Oui, si l’on considère les complications de la nouvelle loi et, surtout, la décision de son onzième congrès de boycotter toute élection reposant sur une loi confessionnelle. Surtout que de nombreuses forces de gauche et presque tous les groupes de ce qu’on appelle « la société civile » étaient déjà sous les différentes ombrelles des deux factions de la bourgeoisie libanaise, abritées elles-mêmes sous les deux ombrelles de l’Arabie saoudite et de l’Iran.

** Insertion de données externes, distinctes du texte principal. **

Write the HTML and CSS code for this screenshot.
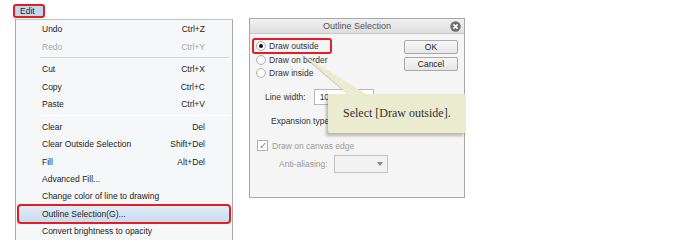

De plus, les représentants de cette « société civile » ont, au lieu de s’unir, multiplié les listes ; ce qui a créé une grande confusion dans les rangs de ceux qui devaient, en principe, s’opposer au régime. Ces représentants ainsi que les communistes n’ont pas beaucoup tenu compte de la voix préférentielle ou du quotient, ce qui a donné de piètres résultats à leurs candidats face aux « bulldozers » confessionnels qui ont réussi à investir toutes les circonscriptions et à récolter la majeure partie du scrutin. D’ailleurs, les listes des partis confessionnels, tant chrétiens que musulman (dont le parti du président de la République, les Forces libanaises, le parti du Futur de Hariri, le mouvement AMAL et le Hezbollah) ont raflé une grande majorité des places au parlement, y compris celles obtenues par quelques « indépendants » qui s’étaient glissé dans les listes de l’alliance entre communistes et certaines ONG.
D’où le parlement nouvellement élu est fait à l’image du parlement sortant, et les nouveaux groupes parlementaires ressemblent en tous points, ou presque, à ceux qui le précédèrent. Ce qui veut dire que la loi électorale ne pourra pas être amendée au sein du nouveau parlement et qu’il n’y aura pas, selon toute éventualité, de grandes possibilités de la changer dans le sens de l’application de la constitution quant à la suppression du confessionnalisme…
La seule issue reste dans les luttes de masses qui peuvent aboutir à la création d’une opinion publique forte et décidée.